Forrest’s take on “Addiction” is rather short sighted, with him getting entirely preoccupied with cocaine. Myles’ version manages to tell a much bleaker story, and it’s perhaps entirely due to the character’s distance to us, and the series’ tendency to go for excess and boundary crossing rather than focus on its host. Myles’ chooses to take on all addictions, including smoking, alcohol, sex, and even exercising. All of these vices end up canceling each other out and putting Myles in a ridiculous space that’s much more exciting than if he were simply taking up hard drugs on a whim.
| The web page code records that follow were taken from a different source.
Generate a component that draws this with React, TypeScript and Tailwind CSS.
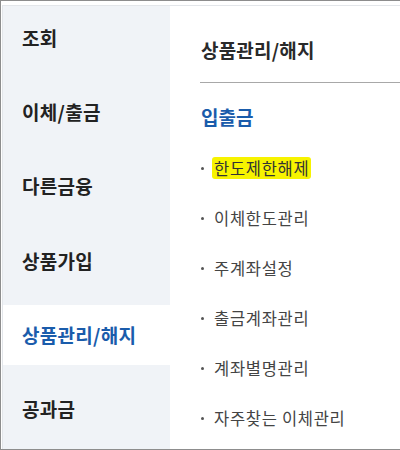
import React from "react";

const side = ["조회", "이체/출금", "다른금융", "상품가입", "상품관리/해지", "공과금"];
const items = ["한도제한해제", "이체한도관리", "주계좌설정", "출금계좌관리", "계좌별명관리", "자주찾는 이체관리"];

export default function App() {
  return (
    <div
      className="w-[400px] h-[450px] overflow-hidden bg-white border-t border-l border-b border-[#8d8d8d] pt-[4px] pl-[1px]"
      style={{ fontFamily: '"Noto Sans CJK KR", "Noto Sans", sans-serif' }}
    >
      <div className="flex h-full border-t border-l border-[#e3e6ea]">
        <div className="w-[167px] shrink-0 bg-[#f0f3f7] flex flex-col pt-[1px] gap-[14.4px]">
          {side.map((s) => {
            const active = s === "상품관리/해지";
            return (
              <div
                key={s}
                className={
                  "h-[60px] shrink-0 flex items-center pl-[19px] text-[19px] font-bold leading-[25px] tracking-[0.3px] " +
                  (active ? "bg-white text-[#1a5cab]" : "text-[#222222]")
                }
              >
                {s}
              </div>
            );
          })}
        </div>
        <div className="flex-1 pl-[30px]">
          <div className="border-b border-[#a8a8a8] pt-[31px] pb-[20px] text-[19px] font-bold leading-[25px] tracking-[0.2px] text-[#2a2a2a] pl-[1px]">
            상품관리/해지
          </div>
          <div className="mt-[21px] pl-[1px] text-[19px] font-bold leading-[25px] text-[#1a5cab]">입출금</div>
          <div className="mt-[14px] flex flex-col">
            {items.map((t, i) => (
              <div key={t} className="h-[50px] flex items-center text-[16.5px] text-[#444444]">
                <span className="ml-[1px] w-[3px] h-[3px] rounded-full bg-[#555555] mr-[8px]" />
                <span
                  className={
                    "leading-[22px] tracking-[0.7px] " + (i === 0 ? "bg-[#f7f300] rounded-[3px] px-[2px] text-[#333]" : "px-[2px]")
                  }
                >
                  {t}
                </span>
              </div>
            ))}
          </div>
        </div>
      </div>
    </div>
  );
}
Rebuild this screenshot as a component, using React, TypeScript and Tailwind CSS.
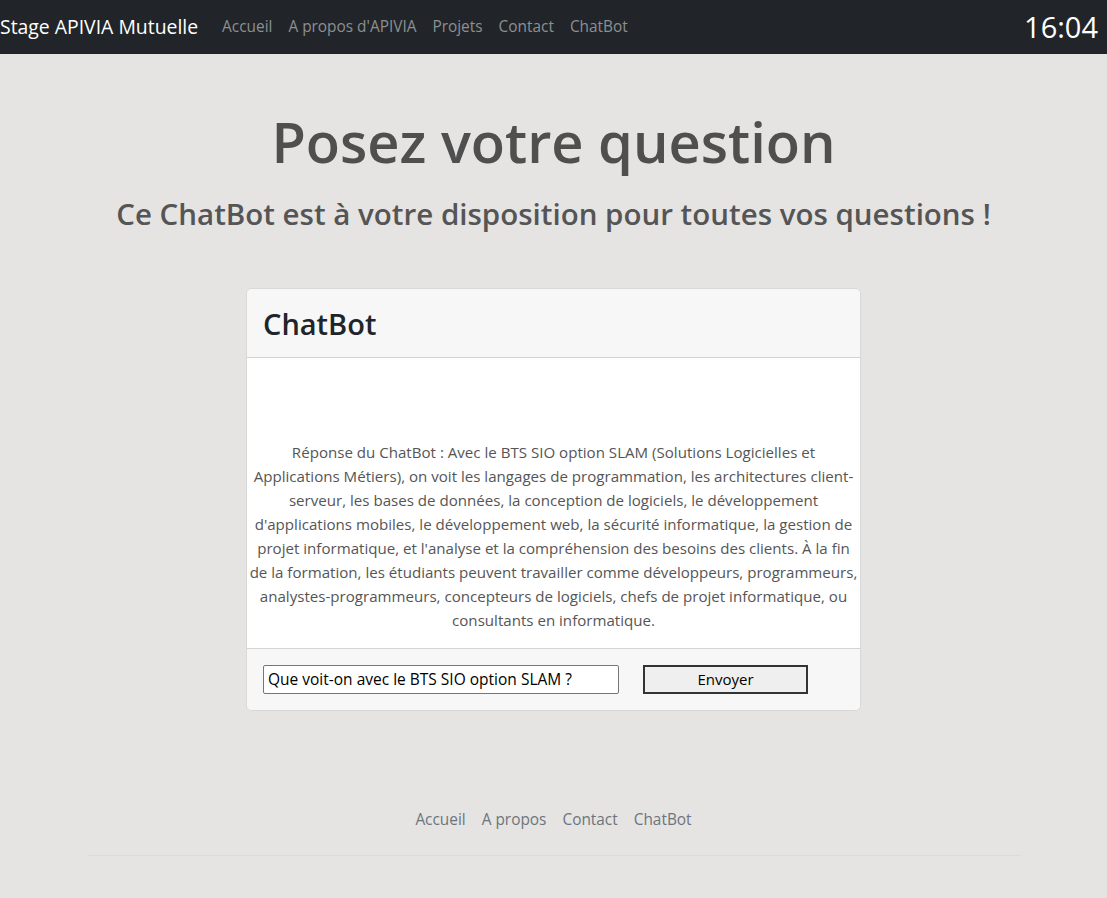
import React from "react";

const lines = [
  "Réponse du ChatBot : Avec le BTS SIO option SLAM (Solutions Logicielles et",
  "Applications Métiers), on voit les langages de programmation, les architectures client-",
  "serveur, les bases de données, la conception de logiciels, le développement",
  "d'applications mobiles, le développement web, la sécurité informatique, la gestion de",
  "projet informatique, et l'analyse et la compréhension des besoins des clients. À la fin",
  "de la formation, les étudiants peuvent travailler comme développeurs, programmeurs,",
  "analystes-programmeurs, concepteurs de logiciels, chefs de projet informatique, ou",
  "consultants en informatique.",
];

export default function App() {
  const font = { fontFamily: '"Open Sans", "Noto Sans", sans-serif' };
  return (
    <div className="min-h-[898px] bg-[#e5e4e2]" style={font}>
      <nav className="flex h-[54px] items-center bg-[#212529]">
        <span className="mr-4 text-[19.4px] text-white">Stage APIVIA Mutuelle</span>
        <div className="flex text-[15.4px] text-[#8d8f91]">
          <span className="px-2">Accueil</span>
          <span className="px-2">A propos d'APIVIA</span>
          <span className="px-2">Projets</span>
          <span className="px-2">Contact</span>
          <span className="px-2">ChatBot</span>
        </div>
        <span className="ml-auto mr-[9px] text-[29px] text-white">16:04</span>
      </nav>
      <main className="text-center">
        <h1 className="pt-[54px] text-[56px] font-semibold leading-[1.2] text-[#4f4f4f]">Posez votre question</h1>
        <h2 className="mt-[21px] text-[29.5px] font-semibold leading-[1.2] text-[#555]">
          Ce ChatBot est à votre disposition pour toutes vos questions !
        </h2>
        <div className="mx-auto mt-[56px] w-[615px] overflow-hidden rounded-[6px] border border-[#d8d8d8] bg-white text-left">
          <div className="flex h-[69px] items-center border-b border-[#d3d3d3] bg-[#f7f7f7] px-4">
            <h3 className="mt-[2px] text-[29px] font-semibold text-[#212529]">ChatBot</h3>
          </div>
          <div className="flex flex-col items-center pb-4 pt-[82px] text-center text-[15.1px] leading-[24px] text-[#555]">
            {lines.map((l, i) => (
              <span key={i} className="whitespace-nowrap">
                {l}
              </span>
            ))}
          </div>
          <div className="flex h-[62px] items-center border-t border-[#d3d3d3] bg-[#f7f7f7] px-4">
            <input
              readOnly
              value="Que voit-on avec le BTS SIO option SLAM ?"
              className="h-[29px] w-[356px] rounded-[2px] border border-[#767676] bg-white px-1 text-[15.5px] text-black"
              style={font}
            />
            <button
              className="ml-[24px] h-[29px] w-[165px] border-2 border-[#333] bg-[#efefef] text-[15px] text-black"
              style={font}
            >
              Envoyer
            </button>
          </div>
        </div>
        <footer className="mt-[97px]">
          <div className="flex justify-center text-[15.4px] text-[#6c757d]">
            <span className="px-2">Accueil</span>
            <span className="px-2">A propos</span>
            <span className="px-2">Contact</span>
            <span className="px-2">ChatBot</span>
          </div>
          <div className="mx-auto mt-[24px] w-[934px] border-t border-[#dddadc]" />
        </footer>
      </main>
    </div>
  );
}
The final way in which Forrest’s take on the concept differentiates itself from the original program is the way in which the seasons build to something larger. Forrest’s review topics find a way to beautifully dovetail together every episode, not only connecting disparate ideas, but also linking the trauma that Forrest is going through (perhaps best exemplified in the “Cult/Perfect Body” episode where it all crashes down around him), whereas with Myles’ show he feels like a new person with each additional review.

We get a glimpse of there being a few more callbacks and some minor dot connecting in Review with Myles Barlow’s second season, but it’s a slow effort and never of much significance. The connections in Forrest’s case, on the other hand, have devastating consequences. The end of the first year of Myles’ Review even sees him getting arrested, yet we still cut back to him in the studio at the end of it all. There’s no cliffhanger ending pursued (when there easily could be, with Myles waiting for bail or a trial between seasons), but this is however the most frazzled that we’ve seen our host. He’s even unable to string together one of his trademark run-on analogies and he “fails” at his review, but it still feels like the show could go a lot deeper with all of this. After all Forrest’s version of Review ends up taking place briefly in prison entirely because of the ramifications of what his reviews have gotten him into. Myles seems to regenerate as if he’s a Terminator or something. That is until the series’ final episode, which marvelously upends all of this. Not only do we see review segments finally linking together, but Myles is at last forced to confront his consequences — and boy do they pile on, to the point that Myles refers to his existence as a living hell. The series ends up being one long indictment of everything that Myles’ done, and yet, he still seems to be the consummate professional that the show has accustomed us to.

Review with Myles Barlow is an incredible program that goes to unexplored territories while establishing a unique voice in comedy, but Andy Daly and company’s remake somehow becomes an even more subversive take on an already subversive idea. The announcement of a third season for Forrest’s Review has yet to happen, but as you brave the excruciating Review drought, why not quench your thirst by binging on the program that made it all possible? Forrest’s version of Review seems to only now be realizing its true potential and I can’t wait to see how they twist the formula and whittle away at Forrest’s life even further. In the mean time, Review with Myles Barlow is a more than acceptable way to fan your review flames as you wait for our oblivious host to return… or what’s left of him.

Review with Myles Barlow: 4/5 Stars

Review (with Forrest MacNeil): 4.5/5 Stars

Reviewing Review and Review: 5/5 Stars

Both seasons of Review with Myles Barlow are available on Hulu, with select episodes also available on YouTube.